◆ Set problem: Set the listing down again exactly, please, apart from its pictures.
· · · · · · ·
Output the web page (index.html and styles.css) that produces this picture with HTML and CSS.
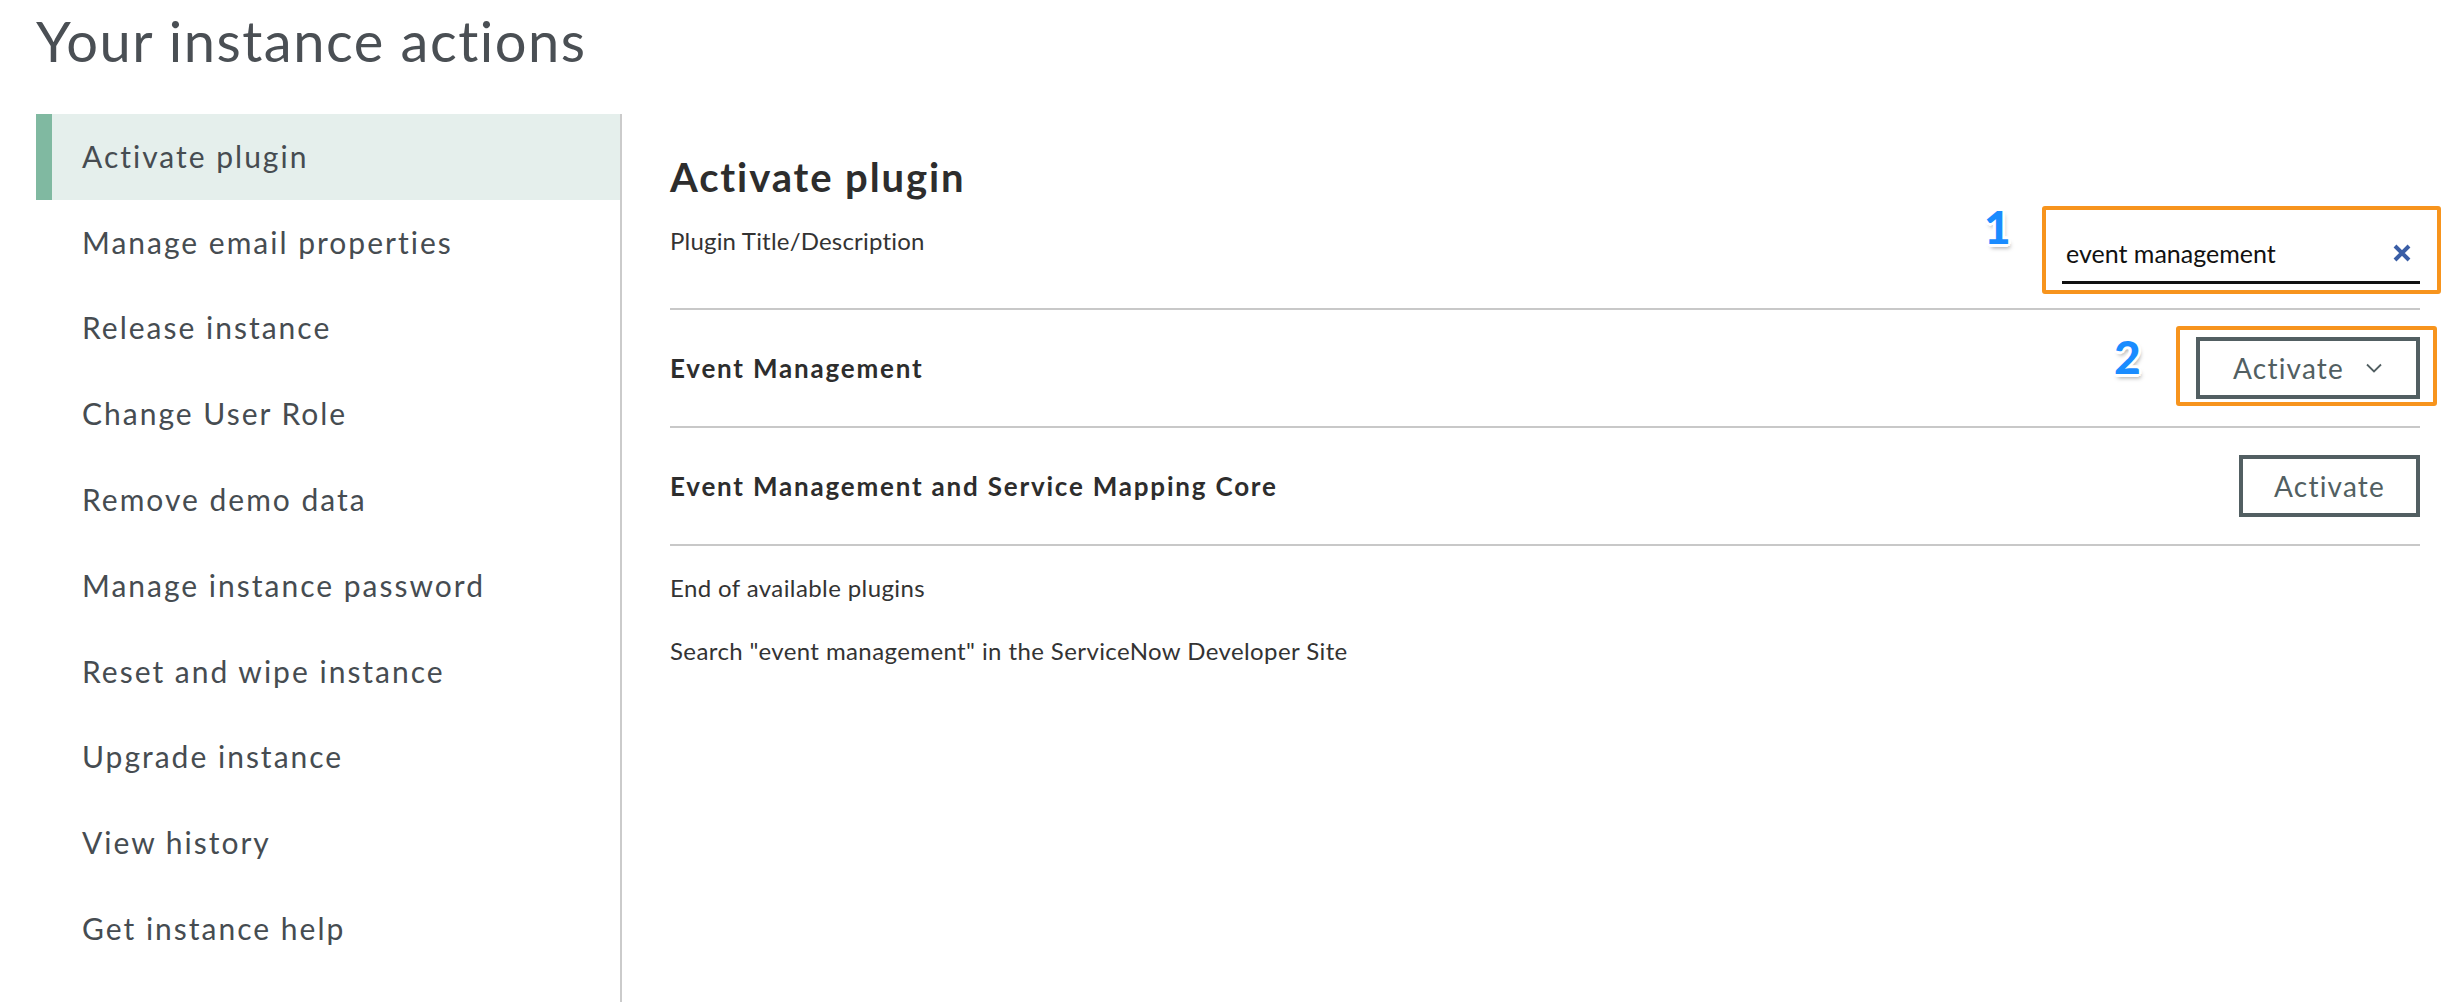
FILE: index.html
```html
<!DOCTYPE html>
<html lang="en">
<head>
<meta charset="utf-8">
<title>Your instance actions</title>
<link rel="stylesheet" href="styles.css">
</head>
<body>
<h1 class="page-title">Your instance actions</h1>
<div class="layout">
  <nav class="sidebar">
    <div class="nav-item active">Activate plugin</div>
    <div class="nav-item">Manage email properties</div>
    <div class="nav-item">Release instance</div>
    <div class="nav-item">Change User Role</div>
    <div class="nav-item">Remove demo data</div>
    <div class="nav-item">Manage instance password</div>
    <div class="nav-item">Reset and wipe instance</div>
    <div class="nav-item">Upgrade instance</div>
    <div class="nav-item">View history</div>
    <div class="nav-item">Get instance help</div>
  </nav>
  <main class="main">
    <div class="header">
      <div class="header-left">
        <h2 class="section-title">Activate plugin</h2>
        <div class="field-label">Plugin Title/Description</div>
      </div>
      <div class="search-field">
        <span class="search-text">event management</span>
        <svg class="clear-icon" width="18" height="18" viewBox="0 0 18 18"><path d="M2 2 L16 16 M16 2 L2 16" stroke="#3a5ea6" stroke-width="4" fill="none"/></svg>
        <span class="ring"></span>
        <span class="step step-1">1</span>
      </div>
    </div>
    <div class="plugin-row">
      <div class="plugin-name">Event Management</div>
      <button class="btn btn-drop">Activate <svg class="chev" width="16" height="10" viewBox="0 0 16 10"><polyline points="1,1.5 8,8.5 15,1.5" fill="none" stroke="#525f62" stroke-width="1.8"/></svg>
        <span class="ring ring-btn"></span>
        <span class="step step-2">2</span>
      </button>
    </div>
    <div class="plugin-row">
      <div class="plugin-name">Event Management and Service Mapping Core</div>
      <button class="btn">Activate</button>
    </div>
    <p class="note note-first">End of available plugins</p>
    <p class="note">Search "event management" in the ServiceNow Developer Site</p>
  </main>
</div>
</body>
</html>
```
FILE: styles.css
```css
* { box-sizing: border-box; }
html, body { margin: 0; padding: 0; background: #fff; }
body { font-family: Lato, "Noto Sans", sans-serif; color: #2e2e2e; }

.page-title {
  margin: 0;
  padding: 5px 0 0 36px;
  font-size: 56px;
  line-height: 72px;
  font-weight: 400;
  letter-spacing: 1.5px;
  color: #4a4f54;
}

.layout {
  display: flex;
  margin: 37px 0 0 36px;
  padding-right: 40px;
}

.sidebar {
  width: 586px;
  flex: none;
  min-height: 888px;
  border-right: 2px solid #cbcbcb;
}

.nav-item {
  height: 85.8px;
  display: flex;
  align-items: center;
  padding-left: 46px;
  padding-bottom: 2px;
  font-size: 30px;
  letter-spacing: 2px;
  color: #464c51;
}
.nav-item.active {
  background: #e5efec;
  border-left: 16px solid #80b9a1;
  padding-left: 30px;
}

.main {
  flex: 1;
  padding-left: 48px;
}

.header {
  display: flex;
  justify-content: space-between;
  align-items: flex-start;
  padding-top: 39px;
  padding-bottom: 24px;
  border-bottom: 2px solid #c8c8c8;
}

.section-title {
  margin: 0;
  font-size: 40px;
  line-height: 48px;
  font-weight: 700;
  letter-spacing: 1.9px;
  color: #2d2d2d;
}

.field-label {
  margin-top: 25px;
  font-size: 24px;
  line-height: 30px;
  letter-spacing: 0.2px;
  color: #333;
}

.search-field {
  position: relative;
  width: 358px;
  margin-top: 82px;
  display: flex;
  align-items: center;
  justify-content: space-between;
  padding: 0 9px 10px 4px;
  border-bottom: 3px solid #111;
  line-height: 36px;
  font-size: 25px;
  color: #111;
}
.clear-icon { display: block; }

.ring {
  position: absolute;
  top: -29px;
  left: -20px;
  right: -21px;
  bottom: -13px;
  border: 4px solid #f7941d;
  border-radius: 3px;
  pointer-events: none;
}

.step {
  position: absolute;
  font-family: Lato, sans-serif;
  font-weight: 900;
  font-size: 46px;
  line-height: 46px;
  letter-spacing: 0;
  color: #1a8cff;
  text-shadow:
    -3px 0 #fff, 3px 0 #fff, 0 -3px #fff, 0 3px #fff,
    -2px -2px #fff, 2px 2px #fff, -2px 2px #fff, 2px -2px #fff,
    2px 4px 4px rgba(0, 0, 0, 0.35);
}
.step-1 { left: -78px; top: -31px; }
.step-2 { left: -86px; top: -7px; }

.plugin-row {
  display: flex;
  align-items: center;
  justify-content: space-between;
  height: 118px;
  border-bottom: 2px solid #c8c8c8;
}

.plugin-name {
  font-size: 26px;
  font-weight: 700;
  letter-spacing: 1.8px;
  color: #2d2d2d;
}

.btn {
  position: relative;
  display: flex;
  align-items: center;
  height: 62px;
  padding: 0 31px;
  border: 4px solid #525f62;
  background: #fff;
  font-family: Lato, sans-serif;
  font-size: 28px;
  letter-spacing: 1.2px;
  color: #525f62;
}
.btn-drop { padding: 0 34px 0 33px; gap: 22px; }
.chev { display: block; }
.ring-btn { top: -15px; left: -24px; right: -21px; bottom: -11px; }

.note {
  margin: 0;
  font-size: 24px;
  line-height: 30px;
  letter-spacing: 0.4px;
  color: #333;
}
.note-first { margin-top: 27px; margin-bottom: 33px; }
```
· · · · · · ·
◆ Reply to the exercise:
Output the web page (index.html and styles.css) that produces this picture with HTML and CSS.
FILE: index.html
```html
<!DOCTYPE html>
<html lang="en">
<head>
<meta charset="utf-8">
<title>Your instance actions</title>
<link rel="stylesheet" href="styles.css">
</head>
<body>
<h1 class="page-title">Your instance actions</h1>
<div class="layout">
  <nav class="sidebar">
    <div class="nav-item active">Activate plugin</div>
    <div class="nav-item">Manage email properties</div>
    <div class="nav-item">Release instance</div>
    <div class="nav-item">Change User Role</div>
    <div class="nav-item">Remove demo data</div>
    <div class="nav-item">Manage instance password</div>
    <div class="nav-item">Reset and wipe instance</div>
    <div class="nav-item">Upgrade instance</div>
    <div class="nav-item">View history</div>
    <div class="nav-item">Get instance help</div>
  </nav>
  <main class="main">
    <div class="header">
      <div class="header-left">
        <h2 class="section-title">Activate plugin</h2>
        <div class="field-label">Plugin Title/Description</div>
      </div>
      <div class="search-field">
        <span class="search-text">event management</span>
        <svg class="clear-icon" width="18" height="18" viewBox="0 0 18 18"><path d="M2 2 L16 16 M16 2 L2 16" stroke="#3a5ea6" stroke-width="4" fill="none"/></svg>
        <span class="ring"></span>
        <span class="step step-1">1</span>
      </div>
    </div>
    <div class="plugin-row">
      <div class="plugin-name">Event Management</div>
      <button class="btn btn-drop">Activate <svg class="chev" width="16" height="10" viewBox="0 0 16 10"><polyline points="1,1.5 8,8.5 15,1.5" fill="none" stroke="#525f62" stroke-width="1.8"/></svg>
        <span class="ring ring-btn"></span>
        <span class="step step-2">2</span>
      </button>
    </div>
    <div class="plugin-row">
      <div class="plugin-name">Event Management and Service Mapping Core</div>
      <button class="btn">Activate</button>
    </div>
    <p class="note note-first">End of available plugins</p>
    <p class="note">Search "event management" in the ServiceNow Developer Site</p>
  </main>
</div>
</body>
</html>
```
FILE: styles.css
```css
* { box-sizing: border-box; }
html, body { margin: 0; padding: 0; background: #fff; }
body { font-family: Lato, "Noto Sans", sans-serif; color: #2e2e2e; }

.page-title {
  margin: 0;
  padding: 5px 0 0 36px;
  font-size: 56px;
  line-height: 72px;
  font-weight: 400;
  letter-spacing: 1.5px;
  color: #4a4f54;
}

.layout {
  display: flex;
  margin: 37px 0 0 36px;
  padding-right: 40px;
}

.sidebar {
  width: 586px;
  flex: none;
  min-height: 888px;
  border-right: 2px solid #cbcbcb;
}

.nav-item {
  height: 85.8px;
  display: flex;
  align-items: center;
  padding-left: 46px;
  padding-bottom: 2px;
  font-size: 30px;
  letter-spacing: 2px;
  color: #464c51;
}
.nav-item.active {
  background: #e5efec;
  border-left: 16px solid #80b9a1;
  padding-left: 30px;
}

.main {
  flex: 1;
  padding-left: 48px;
}

.header {
  display: flex;
  justify-content: space-between;
  align-items: flex-start;
  padding-top: 39px;
  padding-bottom: 24px;
  border-bottom: 2px solid #c8c8c8;
}

.section-title {
  margin: 0;
  font-size: 40px;
  line-height: 48px;
  font-weight: 700;
  letter-spacing: 1.9px;
  color: #2d2d2d;
}

.field-label {
  margin-top: 25px;
  font-size: 24px;
  line-height: 30px;
  letter-spacing: 0.2px;
  color: #333;
}

.search-field {
  position: relative;
  width: 358px;
  margin-top: 82px;
  display: flex;
  align-items: center;
  justify-content: space-between;
  padding: 0 9px 10px 4px;
  border-bottom: 3px solid #111;
  line-height: 36px;
  font-size: 25px;
  color: #111;
}
.clear-icon { display: block; }

.ring {
  position: absolute;
  top: -29px;
  left: -20px;
  right: -21px;
  bottom: -13px;
  border: 4px solid #f7941d;
  border-radius: 3px;
  pointer-events: none;
}

.step {
  position: absolute;
  font-family: Lato, sans-serif;
  font-weight: 900;
  font-size: 46px;
  line-height: 46px;
  letter-spacing: 0;
  color: #1a8cff;
  text-shadow:
    -3px 0 #fff, 3px 0 #fff, 0 -3px #fff, 0 3px #fff,
    -2px -2px #fff, 2px 2px #fff, -2px 2px #fff, 2px -2px #fff,
    2px 4px 4px rgba(0, 0, 0, 0.35);
}
.step-1 { left: -78px; top: -31px; }
.step-2 { left: -86px; top: -7px; }

.plugin-row {
  display: flex;
  align-items: center;
  justify-content: space-between;
  height: 118px;
  border-bottom: 2px solid #c8c8c8;
}

.plugin-name {
  font-size: 26px;
  font-weight: 700;
  letter-spacing: 1.8px;
  color: #2d2d2d;
}

.btn {
  position: relative;
  display: flex;
  align-items: center;
  height: 62px;
  padding: 0 31px;
  border: 4px solid #525f62;
  background: #fff;
  font-family: Lato, sans-serif;
  font-size: 28px;
  letter-spacing: 1.2px;
  color: #525f62;
}
.btn-drop { padding: 0 34px 0 33px; gap: 22px; }
.chev { display: block; }
.ring-btn { top: -15px; left: -24px; right: -21px; bottom: -11px; }

.note {
  margin: 0;
  font-size: 24px;
  line-height: 30px;
  letter-spacing: 0.4px;
  color: #333;
}
.note-first { margin-top: 27px; margin-bottom: 33px; }
```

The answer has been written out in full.